Submitted to: Review Article
Publication Type: Literature Review
Publication Acceptance Date: 7/1/2004
Publication Date: 7/14/2005
Citation: Plotto, A., Baker, B. 2005. Review of wax-based coatings for fruits and vegetables. IFOAM Technical Paper. 1-25.

Interpretive Summary:

Technical Abstract: The application of coatings on fruits was reviewed for the purpose of evaluating the potential use for organically produced commodities. Ingredients used in fruit coating formulations were reviewed including beeswax, carnauba, and candelilla waxes, and shellac and wood rosin resins. Fatty acids, morpholine and ammonia, necessary components to make waxes into emulsions for ease of application, were also reviewed. The chemical characteristics, specific uses, sources and manufacturing processes, effect on the environment during manufacturing or disposal, health effects, social and economical considerations were described for candelilla wax, shellac, wood rosin, fatty acids, ammonia, and morpholine. A review of the research on specific effects of coatings made with the described ingredients is discussed.
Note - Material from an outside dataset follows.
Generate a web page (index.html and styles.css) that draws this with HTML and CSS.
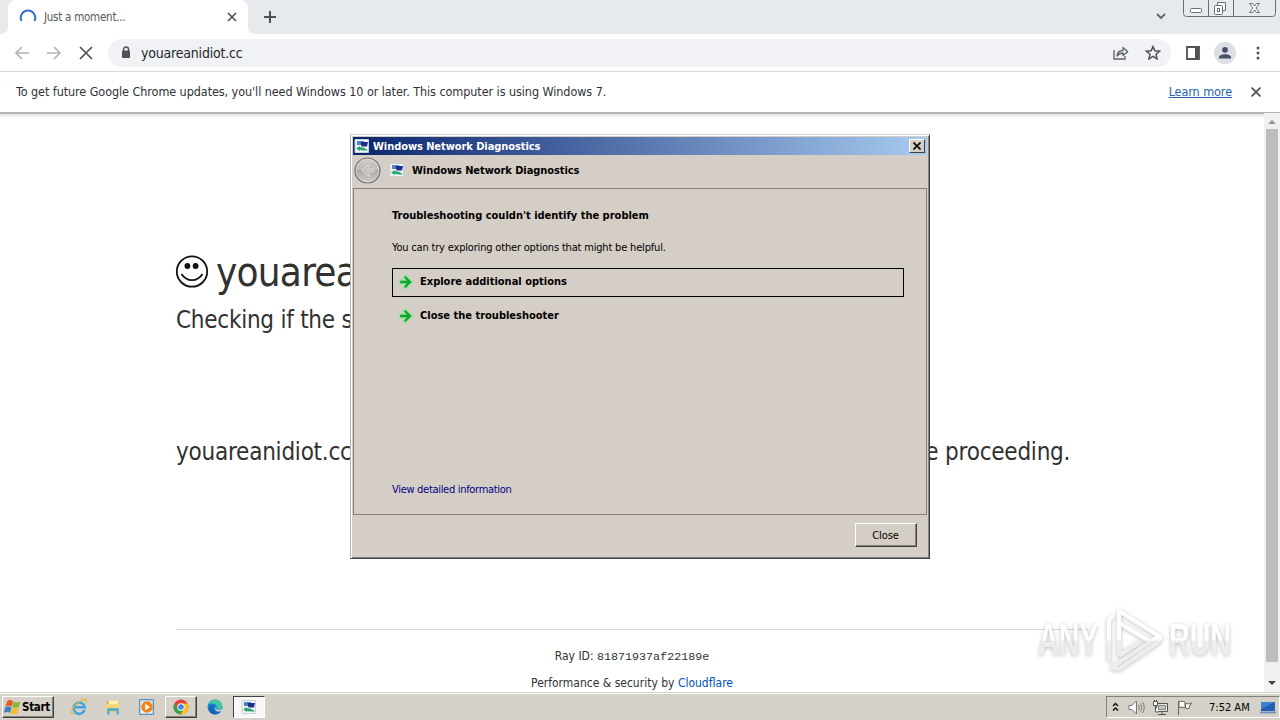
FILE: index.html
```
<!DOCTYPE html>
<html lang="en">
    <head>
        <meta charset="UTF-8">
        <title>Just a moment...</title>
        <link rel="stylesheet" href="styles.css">
    </head>

    <body>
        <!-- Browser -->
        <div class="tabstrip">
            <div class="tab-edge"></div>
            <div class="tab">
                <svg class="spinner" width="18" height="18" viewBox="0 0 18 18"><path d="M2.6 13A7.2 7.2 0 1 1 15.4 13" fill="none" stroke="#2f6fca" stroke-width="2"/></svg>
                <span class="tab-title">Just a moment...</span>
                <svg width="10" height="10" viewBox="0 0 10 10"><path d="M1 1l8 8M9 1l-8 8" stroke="#505256" stroke-width="1.7"/></svg>
            </div>
            <div class="tab-rest">
                <svg class="plus" width="12" height="12" viewBox="0 0 12 12"><path d="M6 0v12M0 6h12" stroke="#505256" stroke-width="2"/></svg>
                <svg class="chevron" width="10" height="7" viewBox="0 0 10 7"><path d="M1 1l4 4 4-4" fill="none" stroke="#606368" stroke-width="1.8"/></svg>
                <div class="window-buttons">
                    <svg width="98" height="17" viewBox="0 0 98 17" fill="none" stroke="#6a6e74">
                        <path d="M.5 0v13.5q0 3 3 3h86q3 0 3-3V0M25.5 0v16M50.5 0v16"/>
                        <rect x="7.5" y="8.5" width="11" height="4" rx="1" fill="#fff"/>
                        <path d="M34.5 5v-2.5h8v8h-3" fill="#fff"/>
                        <rect x="31.5" y="5.5" width="8" height="9" rx="1" fill="#fff"/>
                        <rect x="34.5" y="8.5" width="2" height="3"/>
                        <path d="M66.5 3.5h3l2 2.5 2-2.5h3L73 8l3.500 4.500h-3l-2-2.500-2 2.500h-3L70 8z" fill="#fff"/>
                    </svg>
                </div>
            </div>
        </div>

        <div class="toolbar">
            <svg width="16" height="14" viewBox="0 0 16 14" fill="none" stroke="#b2b3b5" stroke-width="1.7"><path d="M15 7H2M8 1L2 7l6 6"/></svg>
            <svg width="16" height="14" viewBox="0 0 16 14" fill="none" stroke="#b2b3b5" stroke-width="1.7"><path d="M1 7h13M8 1l6 6-6 6"/></svg>
            <svg width="14" height="14" viewBox="0 0 14 14" stroke="#505256" stroke-width="1.7"><path d="M1 1l12 12M13 1L1 13"/></svg>
            <div class="omnibox">
                <svg width="10" height="13" viewBox="0 0 10 13"><path d="M2.5 5V3.5a2.5 2.5 0 0 1 5 0V5" fill="none" stroke="#505256" stroke-width="1.5"/><rect x="1" y="4.5" width="8" height="7.5" rx="1" fill="#505256"/></svg>
                <span class="url">youareanidiot.cc</span>
                <svg class="share" width="16" height="14" viewBox="0 0 16 14" fill="none" stroke="#5f6368" stroke-width="1.3"><path d="M1 4v9h11v-3"/><path d="M4 10c.3-3.5 2.5-5.4 6-5.5v-3l4.700 4.200L10 9.600V7C7.500 7 5.700 7.800 4 10z" stroke-linejoin="round"/></svg>
                <svg width="16" height="15" viewBox="0 0 16 15"><path d="M8 1.5l1.9 4.3 4.7.4-3.6 3.1 1.1 4.6L8 11.4l-4.1 2.5L5 9.300 1.400 6.200l4.700-.4z" fill="none" stroke="#505256" stroke-width="1.5"/></svg>
            </div>
            <svg class="panel-icon" width="14" height="14" viewBox="0 0 14 14"><path d="M1 1h12v12H1z" fill="none" stroke="#505256" stroke-width="1.8"/><path d="M9 1h4v12H9z" fill="#505256"/></svg>
            <svg class="avatar" width="22" height="22" viewBox="0 0 22 22"><circle cx="11" cy="11" r="11" fill="#dcdfe5"/><circle cx="11" cy="7.8" r="2.9" fill="#47506b"/><path d="M5 16.5v-1.300c0-4 12-4 12 0v1.300z" fill="#47506b"/></svg>
            <svg class="dots" width="4" height="14" viewBox="0 0 4 14" fill="#505256"><circle cx="2" cy="2" r="1.5"/><circle cx="2" cy="7" r="1.5"/><circle cx="2" cy="12" r="1.5"/></svg>
        </div>

        <div class="infobar">
            <span class="info-text">To get future Google Chrome updates, you'll need Windows 10 or later. This computer is using Windows 7.</span>
            <a class="learn-more">Learn more</a>
            <svg class="info-close" width="10" height="10" viewBox="0 0 10 10"><path d="M.6.6l8.800 8.800M9.400.6L.6 9.400" stroke="#505256" stroke-width="1.8"/></svg>
        </div>

        <div class="viewport">
            <div class="page">
                <div class="site">
                    <svg width="34" height="34" viewBox="0 0 34 34"><circle cx="17" cy="16.500" r="15.2" fill="#fff" stroke="#111" stroke-width="1.8"/><circle cx="12.400" cy="11" r="2.900" fill="#111"/><circle cx="20.600" cy="11" r="2.900" fill="#111"/><path d="M6.500 19q4 6.200 10.500 6.200T27.500 19" fill="none" stroke="#111" stroke-width="1.8"/></svg>
                    <h1>youareanidiot.cc</h1>
                </div>
                <h2>Checking if the site connection is secure</h2>
                <p class="review">youareanidiot.cc needs to review the security of your connection before proceeding.</p>
                <div class="footer">
                    <div class="ray">Ray ID: <code>81871937af22189e</code></div>
                    <div class="perf">Performance &amp; security by <a>Cloudflare</a></div>
                </div>
            </div>
            <div class="scrollbar">
                <svg width="8" height="4" viewBox="0 0 8 4"><path d="M0 4l4-4 4 4z" fill="#929292"/></svg>
                <div class="thumb"></div>
                <svg width="8" height="4" viewBox="0 0 8 4"><path d="M0 0l4 4 4-4z" fill="#444"/></svg>
            </div>
        </div>

        <!-- Taskbar -->
        <div class="taskbar">
            <div class="start">
                <svg width="17" height="16" viewBox="0 0 16 15"><path d="M3 2q2-2 5.500 0L7.300 7Q4 5.500 1.300 7z" fill="#e75a25"/><path d="M9 2.500q3 1.300 6.500 0L14 7.500q-3 1.200-6.200 0z" fill="#82b83b"/><path d="M1.200 7.800q3-1.500 5.800 0L5.800 13Q3 11.500-.2 13z" fill="#3982c7"/><path d="M7.600 8.300q2.900 1.300 6.200 0l-1.300 5.200q-3 1.200-6.200 0z" fill="#f4bd27"/></svg>
                <span>Start</span>
            </div>
            <div class="task">
                <svg width="18" height="18" viewBox="0 0 18 18" fill="none"><path d="M14.600 12A5.600 5.600 0 1 1 14.800 9.300H5" stroke="#3aa5e0" stroke-width="2.5"/><path d="M3.300 16C-1 16 3 8 9 4s9-3 6.500 1" stroke="#e7b932" stroke-width="1.3"/></svg>
            </div>
            <div class="task">
                <svg width="18" height="18" viewBox="0 0 18 18"><path d="M2 3h5l1 1.500h7V14H2z" fill="#e0bd5c"/><path d="M5 2.500h9v5H5z" fill="#fff2ae"/><path d="M1.500 6h14v7.500h-14z" fill="#f0d878"/><path d="M3 16.500V12q0-2 2-2h8q2 0 2 2v4.500h-2.500V13h-7v3.500z" fill="#5aaed2"/></svg>
            </div>
            <div class="task">
                <svg width="18" height="18" viewBox="0 0 18 18"><path d="M1.500 1.500h14v15h-14z" fill="#b8d5ea" stroke="#5893bf"/><path d="M3 4h11v11H3z" fill="#eef4f7"/><circle cx="9" cy="9" r="5.800" fill="#f18413"/><path d="M7.200 5.800v6.400L12 9z" fill="#fff"/></svg>
            </div>
            <div class="task raised">
                <svg width="16" height="16" viewBox="0 0 16 16"><circle cx="8" cy="8" r="7.5" fill="#e54235"/><path d="M1.500 4.300A7.500 7.500 0 0 0 7.500 15.500L11.300 9.600 8 8 4.700 9.700z" fill="#33a552"/><path d="M8 4.500h6.600A7.500 7.500 0 0 1 7.300 15.500L11.300 9.500z" fill="#fbc116"/><circle cx="8" cy="8" r="3.700" fill="#fff"/><circle cx="8" cy="8" r="2.800" fill="#4285e8"/></svg>
            </div>
            <div class="task">
                <svg width="16" height="16" viewBox="0 0 16 16"><circle cx="8" cy="8" r="7.5" fill="#1681cb"/><path d="M1 6C3-1 14-1 15.500 7c.4 3.500-4.500 4-6 2C11 5 5 3 1 6z" fill="#42c7a0"/><path d="M6.200 8c-1 4 4.500 6 8 4C11 17 2.500 16.500 2 10c0-3 3-4.500 5.500-3.500z" fill="#1465b5"/><path d="M8.500 8.500c1 3 4 2.500 7.500 1.500l-1.500 2c-4 1.500-7.500-.5-6-3.500z" fill="#d5d0c7"/></svg>
            </div>
            <div class="task pressed">
                <svg width="16" height="14" viewBox="0 0 16 14"><use href="#diag"/></svg>
            </div>
            <div class="tray">
                <svg width="7" height="10" viewBox="0 0 7 10" fill="none" stroke="#111" stroke-width="1.4"><path d="M1 4l2.500-2.500L6 4M1 8.500L3.500 6 6 8.500"/></svg>
                <svg class="speaker" width="17" height="15" viewBox="0 0 17 15" fill="none" stroke="#777"><path d="M1 5.500h3L8.500 1v13L4 9.500H1z" fill="#fff"/><path d="M10.500 5q1.500 2.500 0 5M12.500 3.500q2.700 4 0 8M14.500 2q3.500 5.500 0 11"/></svg>
                <svg class="network" width="17" height="15" viewBox="0 0 17 15" fill="none" stroke="#555"><path d="M4.500 3.500h11v8h-11z" fill="#e7e5e1"/><path d="M6.500 5.500h7v4h-7z" fill="#c5c2be" stroke="#888"/><path d="M10 12v2M6 14.500h8"/><path d="M1.500 1.500h4v4h-4zM2.500 0v1M4.500 0v1M3.500 6v6h3" fill="#fff"/></svg>
                <svg class="flag" width="16" height="15" viewBox="0 0 16 15" fill="#fff" stroke="#666"><path d="M1.500 1v14M2 1.500q3-1 6 .5v6q-3-1.500-6-.5zM8.500 3.500q3 1 6-.5l-2 3-.5 2.500q-2 .5-3.500-.5z"/></svg>
                <span class="clock">7:52 AM</span>
                <svg class="desktop" width="16" height="13" viewBox="0 0 16 13"><path d="M1 1h14v9H1z" fill="#255fb3"/><path d="M1 1h14L1 8z" fill="#3f80cc"/><path d="M0 11.500h16" stroke="#7097ba" stroke-width="2"/></svg>
            </div>
        </div>

        <!-- Dialog window -->
        <div class="dialog">
            <div class="titlebar">
                <svg width="16" height="14" viewBox="0 0 16 14">
                    <g id="diag"><path d="M1 .5h13.500v13H1z" fill="#f3f6f8" stroke="#c9d0d8"/><path d="M3 2h7v4H3z" fill="#4f86bf"/><path d="M6.500 3H14l-1 4.500H7.500z" fill="#1c2f91"/><path d="M2 9.500L6 7v1.300c4 0 5 1 8 3-3 .5-4.500.2-8-.3v1z" fill="#2aa66d"/></g>
                </svg>
                <span>Windows Network Diagnostics</span>
                <div class="close-box">
                    <svg width="8" height="8" viewBox="0 0 8 8"><path d="M.5.5l7 7M7.500.5l-7 7" stroke="#000" stroke-width="1.6"/></svg>
                </div>
            </div>
            <div class="navbar">
                <svg width="27" height="27" viewBox="0 0 27 27"><defs><linearGradient id="back" x2="0" y2="1"><stop stop-color="#cfccc8"/><stop offset=".48" stop-color="#bdbab7"/><stop offset=".5" stop-color="#aaa8a5"/><stop offset="1" stop-color="#d0cecb"/></linearGradient></defs><circle cx="13.5" cy="13.5" r="12.5" fill="url(#back)" stroke="#77736f" stroke-width="1.2"/><circle cx="13.5" cy="13.5" r="11.2" fill="none" stroke="#dedbd7" stroke-width=".7"/><path d="M20 12h-7l3-3.500h-3l-5.500 5 5.500 5h3L13 15h7z" fill="#c2bfbc" stroke="#d8d5d2"/></svg>
                <svg class="nav-icon" width="16" height="14" viewBox="0 0 16 14"><use href="#diag"/></svg>
                <span>Windows Network Diagnostics</span>
            </div>
            <div class="content">
                <h3>Troubleshooting couldn't identify the problem</h3>
                <p>You can try exploring other options that might be helpful.</p>
                <div class="option selected">
                    <svg width="16" height="16" viewBox="0 0 16 16"><path id="arrow" d="M1.500 6h6L5.200 3.200 7.500 1l7 7-7 7-2.300-2.200L7.500 10h-6z" fill="#0fa52f" stroke="#98e29b" stroke-width="1.3"/></svg>
                    <span>Explore additional options</span>
                </div>
                <div class="option">
                    <svg width="16" height="16" viewBox="0 0 16 16"><use href="#arrow"/></svg>
                    <span>Close the troubleshooter</span>
                </div>
                <a class="details">View detailed information</a>
            </div>
            <div class="dialog-footer">
                <button>Close</button>
            </div>
        </div>

        <!-- Watermark -->
        <div class="watermark">
            <span>ANY</span>
            <svg width="60" height="64" viewBox="0 0 60 64" fill="none" stroke="url(#fade)" stroke-width="4" stroke-linejoin="round"><defs><linearGradient id="fade" gradientUnits="userSpaceOnUse" x1="0" y1="0" x2="0" y2="64"><stop offset=".5" stop-color="#fff"/><stop offset=".52" stop-color="#ebebeb"/></linearGradient></defs><path d="M5 53V13q0-3 4-5M15 48V3l40 25q3 3-1 6L16 60q-5 2-8-1l47-31M15 15l32 19M15 48l21-14"/></svg>
            <span class="run">RUN</span>
        </div>
    </body>
</html>
```
FILE: styles.css
```
* {
    box-sizing: border-box;
    margin: 0;
    padding: 0;
}
body {
    display: flex;
    flex-direction: column;
    width: 1280px;
    height: 720px;
    overflow: hidden;
    background-color: #fff;
    color: #313131;
    font-family: "DejaVu Sans Condensed", "DejaVu Sans", sans-serif;
    font-stretch: condensed;
}
svg {
    display: block;
    flex-shrink: 0;
}

/* Browser */
.tabstrip {
    display: flex;
    height: 34px;
    background: linear-gradient(#e7eaed 12px, #fff 12px);
}
.tab-edge {
    width: 8px;
    background-color: #e7eaed;
    border-bottom-right-radius: 7px;
}
.tab {
    display: flex;
    align-items: center;
    width: 240px;
    padding: 0 11px;
    border-radius: 8px 8px 0 0;
    background-color: #fff;
}
.spinner {
    margin-right: 7px;
}
.tab-title {
    flex: 1;
    font-size: 11.5px;
    letter-spacing: -0.25px;
    color: #55585c;
}
.tab-rest {
    display: flex;
    flex: 1;
    background-color: #e7eaed;
    border-bottom-left-radius: 7px;
}
.plus {
    margin: 11px 0 0 16px;
}
.chevron {
    margin: 13px 17px 0 auto;
}
.window-buttons {
    width: 97px;
}
.toolbar {
    display: flex;
    align-items: center;
    height: 38px;
    padding: 0 20px 0 14px;
    border-bottom: 1px solid #d9dadc;
}
.toolbar > svg:nth-child(-n+2) {
    margin-right: 16px;
}
.toolbar > svg:nth-child(3) {
    margin-left: 1px;
}
.omnibox {
    display: flex;
    align-items: center;
    width: 1064px;
    height: 28px;
    margin-left: 15px;
    padding: 0 10px 0 13px;
    border-radius: 14px;
    background-color: #f0f2f5;
}
.url {
    margin-left: 10px;
    font-size: 14px;
    letter-spacing: -0.2px;
    color: #25272a;
}
.share {
    margin: 0 16px 0 auto;
}
.panel-icon {
    margin-left: 15px;
}
.avatar {
    margin-left: 14px;
}
.dots {
    margin-left: 20px;
}
.infobar {
    display: flex;
    align-items: center;
    height: 41px;
    padding: 0 19px 2px 16px;
    border-bottom: 1px solid #b4b4b4;
    font-size: 12.5px;
    letter-spacing: -0.07px;
    color: #303236;
}
.learn-more {
    margin: 0 19px 0 auto;
    color: #2464ad;
    text-decoration: underline;
}
.info-close {
    margin-top: 2px;
}

/* Page */
.viewport {
    display: flex;
    height: 579px;
    background: linear-gradient(#b8b8b8 1px, #e2e2e2 1px, #f6f6f6 4px, #fff 5px);
}
.page {
    width: 1264px;
    padding: 137px 176px 0;
}
.site {
    display: flex;
    align-items: center;
    height: 44px;
}
.site svg {
    margin: 0 7px 0 -1px;
}
h1 {
    font-size: 40px;
    font-weight: normal;
    line-height: 44px;
    letter-spacing: -0.75px;
}
h2 {
    margin-top: 9px;
    font-size: 24px;
    font-weight: normal;
    line-height: 34px;
    letter-spacing: -0.25px;
}
.review {
    margin-top: 98px;
    font-size: 24px;
    line-height: 34px;
    letter-spacing: -0.23px;
    white-space: nowrap;
}
.footer {
    margin-top: 160px;
    padding-top: 13px;
    border-top: 1px solid #d9d9d9;
    font-size: 12px;
    line-height: 26px;
    text-align: center;
}
.footer code {
    font-family: "Liberation Mono", monospace;
    font-size: 11.7px;
}
.footer a {
    color: #0051c3;
}
.scrollbar {
    display: flex;
    flex-direction: column;
    align-items: center;
    width: 16px;
    padding: 7px 1px 7px;
    background-color: #f1f1f1;
}
.thumb {
    width: 12px;
    height: 533px;
    margin: 5px 0 auto;
    background-color: #bdbdbd;
}

/* Taskbar */
.taskbar {
    display: flex;
    align-items: center;
    height: 28px;
    padding: 1px 0 0 2px;
    border-top: 1px solid #d4d0c8;
    box-shadow: inset 0 1px #fff;
    background-color: #d5d0c8;
    color: #000;
}
.start {
    display: flex;
    align-items: center;
    gap: 1px;
    width: 52px;
    height: 22px;
    margin-right: 9px;
    padding-left: 1px;
    border: 1px solid;
    border-color: #fff #404040 #404040 #fff;
    box-shadow: inset -1px -1px #85817a;
    font-size: 11.5px;
    font-weight: bold;
    letter-spacing: -0.3px;
}
.task {
    display: flex;
    align-items: center;
    justify-content: center;
    width: 32px;
    height: 22px;
    margin-right: 2px;
}
.raised {
    border: 1px solid;
    border-color: #fff #404040 #404040 #fff;
    box-shadow: inset -1px -1px #85817a;
}
.pressed {
    border: 1px solid;
    border-color: #404040 #fff #fff #404040;
    background-color: #f8f7f5;
}
.tray {
    display: flex;
    align-items: center;
    width: 174px;
    height: 22px;
    margin-left: auto;
    padding: 0 3px 0 5px;
    border: 1px solid;
    border-color: #85817a #fff #fff #85817a;
}
.speaker {
    margin-left: 9px;
}
.network {
    margin-left: 7px;
}
.flag {
    margin-left: 8px;
}
.clock {
    margin-left: 16px;
    font-size: 11px;
    white-space: nowrap;
}
.desktop {
    margin-left: auto;
}

/* Dialog */
.dialog {
    position: absolute;
    left: 350px;
    top: 134px;
    display: flex;
    flex-direction: column;
    width: 580px;
    height: 425px;
    padding: 1px;
    border: 1px solid;
    border-color: #d4d0c8 #404040 #404040 #b7b3ad;
    box-shadow: inset 1px 1px #fff, inset -1px -1px #85817a;
    background-color: #d5cec7;
    color: #000;
    font-size: 11px;
}
.titlebar {
    display: flex;
    align-items: center;
    height: 18px;
    margin: 1px 1px 0;
    padding: 0 2px 0 1px;
    background: linear-gradient(to right, #0b256d, #a6caf0);
    color: #fff;
    font-weight: bold;
}
.titlebar span {
    margin-left: 3px;
}
.titlebar span, .navbar span {
    letter-spacing: -0.07px;
}
.close-box {
    display: flex;
    align-items: center;
    justify-content: center;
    width: 16px;
    height: 14px;
    margin-left: auto;
    border: 1px solid;
    border-color: #fff #404040 #404040 #fff;
    background-color: #d5cec7;
}
.navbar {
    display: flex;
    align-items: center;
    height: 33px;
    padding: 0 0 3px 2px;
    font-weight: bold;
}
.navbar span {
    margin-top: 1px;
}
.nav-icon {
    margin: 0 7px 0 8px;
}
.content {
    height: 327px;
    margin: 0 1px;
    padding: 20px 22px 0 38px;
    border: 1px solid #85817d;
}
h3 {
    height: 14px;
    font-size: 11px;
    line-height: 14px;
}
.content p {
    margin: 18px 0 13px;
    line-height: 14px;
    letter-spacing: -0.18px;
}
.option {
    display: flex;
    align-items: center;
    gap: 6px;
    width: 512px;
    height: 29px;
    margin-bottom: 5px;
    padding: 0 0 1px 5px;
    border: 1px solid transparent;
    font-weight: bold;
}
.option span {
    margin-top: -1px;
}
.selected {
    border-color: #000;
}
.details {
    display: block;
    margin-top: 152px;
    line-height: 14px;
    letter-spacing: -0.3px;
    color: #000080;
}
.dialog-footer {
    display: flex;
    justify-content: flex-end;
    padding: 8px 11px 0;
}
.dialog-footer button {
    width: 62px;
    height: 24px;
    padding-right: 1px;
    border: 1px solid;
    border-color: #fff #404040 #404040 #fff;
    box-shadow: inset -1px -1px #85817a;
    background-color: #d5cec7;
    color: #000;
    font-family: inherit;
    font-size: 11px;
    letter-spacing: -0.1px;
}

/* Watermark */
.watermark {
    position: absolute;
    left: 1038px;
    top: 608px;
    display: flex;
    align-items: center;
    opacity: 0.85;
    filter: drop-shadow(0 1px 2px rgba(0, 0, 0, 0.3));
    font-family: "Liberation Sans", sans-serif;
    font-size: 44px;
    font-weight: bold;
    line-height: 64px;
}
.watermark span {
    width: 66px;
    background: linear-gradient(#fff 50%, #ebebeb 52%);
    background-clip: text;
    -webkit-background-clip: text;
    color: transparent;
    transform: scaleX(0.65);
    transform-origin: left;
    padding-right: 100px;
    margin-right: -100px;
    box-sizing: content-box;
}
.watermark .run {
    margin-left: 5px;
}
```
Mainly, resin-based coatings tend to impart a higher gloss to fruit than wax-based coatings but reduce gas exchange, possibly inducing internal anaerobiosis and off flavor. Rice bran, sugar cane, Japan and Chinese Rhus waxes, as well as waxes extracted from oils of seeds of sunflower, safflower, canola, and corn were mentioned as possible alternative sources of plant waxes to be used for organic production. There is no published data on application of these waxes in fruit coatings currently available. Montan wax, paraffin and microcrystalline waxes were mentioned as possible uses in non-organic coatings. A table of all possible ingredients that may be used in fruit coatings is given, with the CFR title, and the approval by European, American and Japan organic standards.